If it is tied due to points after five games then a sixth game will be played and is scheduled at 2 p.m. at the A.J. LaRue Arena in Haliburton. If this game ends tied after regulation, the game will be decided by the first goal, however long is required.
A major contributor to the team’s success is its ability to adapt to challenges related to a shorter bench caused by injuries this season (several concussions, broken wrist, collarbone).
Reilly said it forced players to do more than expected such as learn how to play a new position. The coach thought some of these injuries was due to the difference in physical maturity between 16-year-old players and the upper range of eligible 19-year-olds, he said.
Concussions not only happened to several first year players, but also to the team’s captain, Shawn Walker. Reilly had high praise for the team’s leader, who has led the Storm in how he plays and how he carries himself.
“Great player. Great leader. A really good athlete. A lot of the younger players look up to him. He leads by example in every way,” he said. “Super, super guy.”
The team also received strong leadership from team assistants, Benn MacNaull and Lucas Haedicke.
During the high school playoffs, Walker was injured, but is ready to play this final and Reilly appreciates his captain’s durability.
“The kid is tough as nails. He’s had a few minor injuries that have kept him out of a few games here and there. Right now he is healthy,” he said.
Many of the third-year players moved on from last year’s team, which not only advanced to the OMHA finals, but swept their opponents to win it all.
The five third-year players from last year, who have been leaders are goalie Carson Sisson, Nik Dollo, Haedicke, Owen Gilbert and captain Walker.
“They’re there to motivate and mentor the younger kids and younger men coming in. I think they wanted it. They saw what happened last year. Of course they want to win and buying into what the coaching staff is teaching them, taking on the role they have to and have put systems in place. They truly believe in themselves and great guidance from the [five] that came back from last year so they’ve been really good with working with younger players on the team,” he said.
The team’s roster also includes MacNaull, Reese Casey, Tyson Clements, Brendan Coumbs, Desi Davies, Jacob Mitchell, Zach Morissette, Aiden Neave, Braeden Robinson, Nigel Smith, Braeden Vasey and goalie Ethan Glecoff.

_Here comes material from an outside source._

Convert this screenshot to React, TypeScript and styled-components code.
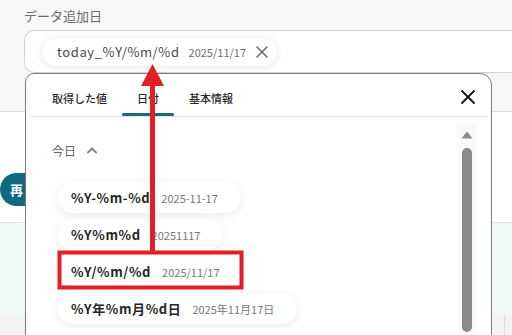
import React from 'react'
import styled, { createGlobalStyle } from 'styled-components'

const GlobalStyle = createGlobalStyle`
  html, body {
    margin: 0;
    padding: 0;
    background: #f7f7f7;
    font-family: "Noto Sans CJK JP", "Noto Sans", sans-serif;
  }
  * {
    box-sizing: border-box;
  }
`

const Page = styled.div`
  position: relative;
  width: 512px;
  height: 335px;
  overflow: hidden;
  background: #f7f7f7;
`

const FieldArea = styled.div`
  padding: 7px 0 0 24px;
`

const Label = styled.div`
  font-size: 13px;
  line-height: 18px;
  color: #6b6b6b;
`

const Field = styled.div`
  margin-top: 5px;
  width: 510px;
  height: 43px;
  background: #fff;
  border: 1px solid #cfd3d8;
  border-right: none;
  border-radius: 10px 0 0 10px;
  display: flex;
  align-items: center;
  padding-left: 17px;
`

const Chip = styled.div`
  height: 28px;
  display: flex;
  align-items: center;
  gap: 9px;
  padding: 0 8px 0 15px;
  border-radius: 14px;
  background: #fff;
  box-shadow: 0 1px 7px rgba(0, 0, 0, 0.1);
`

const ChipName = styled.span`
  font-size: 13px;
  font-weight: 400;
  color: #4a4a4a;
  letter-spacing: 0.6px;
`

const ChipValue = styled.span`
  font-size: 11px;
  color: #6f6f6f;
`

const Under = styled.div`
  margin-top: 38px;
  border-top: 1px solid #dcdcdc;
  background: #fff;
`

const ButtonRow = styled.div`
  height: 110px;
  display: flex;
  align-items: flex-start;
  padding-top: 61px;
`

const TealButton = styled.div`
  width: 90px;
  height: 33px;
  border-radius: 17px;
  background: #0f6a80;
  color: #fff;
  font-size: 13px;
  font-weight: 700;
  display: flex;
  align-items: center;
  padding-left: 10px;
`

const Mint = styled.div`
  border-top: 1px solid #e2e6e6;
  height: 93px;
  background: #f1f8f8;
`

const Foot = styled.div`
  height: 40px;
  background: #f3f3f3;
  display: flex;
  justify-content: flex-end;
  padding-right: 7px;
`

const FootLine = styled.div`
  width: 1px;
  background: #dedede;
`

const Panel = styled.div`
  position: absolute;
  left: 25px;
  top: 73px;
  width: 467px;
  height: 290px;
  background: #fff;
  border: 1px solid #7a7a7a;
  border-radius: 9px 12px 0 0;
  display: flex;
  flex-direction: column;
`

const TabBar = styled.div`
  position: relative;
  height: 43px;
  display: flex;
  align-items: stretch;
  padding-left: 8px;
  margin: 0 3px;
  border-bottom: 1px solid #e4e4e4;
`

const Tab = styled.div<{ $active?: boolean }>`
  position: relative;
  padding: 0 15px;
  display: flex;
  align-items: center;
  padding-top: 5px;
  font-size: 11px;
  font-weight: 500;
  color: #2a2a2a;

  &::after {
    content: '';
    display: ${p => (p.$active ? 'block' : 'none')};
    position: absolute;
    left: 0;
    right: 0;
    bottom: 0;
    height: 3px;
    border-radius: 2px;
    background: #196a7e;
  }
`

const CloseButton = styled.div`
  margin-left: auto;
  margin-right: 12px;
  display: flex;
  align-items: center;
  padding-top: 4px;
`

const Body = styled.div`
  flex: 1;
  display: flex;
`

const List = styled.div`
  flex: 1;
  padding: 24px 0 0 26px;
`

const SectionHead = styled.div`
  display: flex;
  align-items: center;
  gap: 10px;
  height: 18px;
  font-size: 12px;
  color: #666;
`

const Items = styled.div`
  margin-top: 23px;
  padding-left: 5px;
  display: flex;
  flex-direction: column;
  align-items: flex-start;
  gap: 6px;
`

const Item = styled.div`
  height: 31px;
  display: flex;
  align-items: center;
  gap: 11px;
  padding: 0 23px 0 14px;
  border-radius: 16px;
  background: #fff;
  box-shadow: 0 2px 9px rgba(0, 0, 0, 0.08);
`

const ItemName = styled.span`
  font-size: 13px;
  font-weight: 700;
  color: #262626;
  letter-spacing: 0.6px;
`

const ItemValue = styled.span`
  font-size: 11px;
  color: #777;
`

const ScrollTrack = styled.div`
  width: 19px;
  margin: 6px 15px 0 0;
  background: #fafafa;
  display: flex;
  flex-direction: column;
  align-items: center;
  padding-top: 8px;
`

const ScrollThumb = styled.div`
  margin-top: 9px;
  width: 10px;
  height: 184px;
  border-radius: 5px;
  background: #8a8a8a;
`

const Annotation = styled.svg`
  position: absolute;
  left: 0;
  top: 0;
  pointer-events: none;
`

const formats = [
  { name: '%Y-%m-%d', value: '2025-11-17' },
  { name: '%Y%m%d', value: '20251117' },
  { name: '%Y/%m/%d', value: '2025/11/17' },
  { name: '%Y年%m月%d日', value: '2025年11月17日' },
]

const tabs = ['取得した値', '日付', '基本情報']

const App = () => {
  return (
    <Page>
      <GlobalStyle />
      <FieldArea>
        <Label>データ追加日</Label>
        <Field>
          <Chip>
            <ChipName>today_%Y/%m/%d</ChipName>
            <ChipValue>2025/11/17</ChipValue>
            <svg width="14" height="14" viewBox="0 0 14 14">
              <path d="M2 2L12 12M12 2L2 12" stroke="#666" strokeWidth="1.5" strokeLinecap="round" />
            </svg>
          </Chip>
        </Field>
      </FieldArea>
      <Under>
        <ButtonRow>
          <TealButton>再</TealButton>
        </ButtonRow>
        <Mint />
        <Foot>
          <FootLine />
        </Foot>
      </Under>

      <Panel>
        <TabBar>
          {tabs.map(t => (
            <Tab key={t} $active={t === '日付'}>{t}</Tab>
          ))}
          <CloseButton>
            <svg width="16" height="16" viewBox="0 0 16 16">
              <path d="M2 2L14 14M14 2L2 14" stroke="#111" strokeWidth="1.8" strokeLinecap="round" />
            </svg>
          </CloseButton>
        </TabBar>
        <Body>
          <List>
            <SectionHead>
              今日
              <svg width="12" height="8" viewBox="0 0 12 8">
                <path d="M2 6.5L6 2.5L10 6.5" stroke="#888" strokeWidth="2" fill="none" strokeLinecap="round" />
              </svg>
            </SectionHead>
            <Items>
              {formats.map(f => (
                <Item key={f.name}>
                  <ItemName>{f.name}</ItemName>
                  <ItemValue>{f.value}</ItemValue>
                </Item>
              ))}
            </Items>
          </List>
          <ScrollTrack>
            <svg width="12" height="8" viewBox="0 0 12 8">
              <path d="M6 0.5L11.5 7.5H0.5Z" fill="#8a8a8a" />
            </svg>
            <ScrollThumb />
          </ScrollTrack>
        </Body>
      </Panel>

      <Annotation width="512" height="335" viewBox="0 0 512 335">
        <rect x="59.5" y="252.5" width="182" height="35" fill="none" stroke="#e31e24" strokeWidth="4" />
        <rect x="150" y="84" width="5" height="167" fill="#e31e24" />
        <path d="M152.5 64L164 86H141Z" fill="#e31e24" />
      </Annotation>
    </Page>
  )
}

export default App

As far as the Storm players who were part of the Red Hawks hockey team that came up just short in earning an all-provincial berth with the loss in the COSSA final, Reilly said they have added motivation.
“Their focus was a little spread out. Now they can focus on this achievement that’s in front of them. They’re playing with a little bit of grit because of [it]. It’s definitely given them some drive,” he said.
Reilly emphasized the success of this team takes an entire cast of people.
He appreciates the support of players’ parents, but most of all the efforts of his staff, which includes manager Robert Vasey, goalie coach Clay Glecoff, and his assistant coaches Rich Smith and David Dollo.
“The team wouldn’t have accomplished what they have without the staff we have in place. They’re stellar guys to work with. They’re really good hockey guys. It’s a privilege to work with them for sure,” he said.
Among the parents includes Suzanne Haedicke, mother to third-year player and team assistant Lucas.
She was a regular contributor to the Echo and Minden Times newspapers, providing dispatches of the team’s games this 2018-2019 season.
Haedicke said “one of our greatest strengths” is experienced third-year player Sisson.
As far as the team’s make-up in terms of strengths and weaknesses, she said “Drive and determination have brought the Midgets into the finals. For some players, it’s their first year at this level of hockey. They rely on the top five third-year players to set the stage. They definitely have the offence to challenge and need to work hard defensively. The experienced coaching staff is a great asset in utilizing each player’s best strengths. Hard work pays off and this team did what it took to get into the finals. Good luck to them.”
Regulation time is divided into three 15 minute periods and then 10 minutes for overtime. A single point for each team will be awarded if the game is tied after the overtime finishes.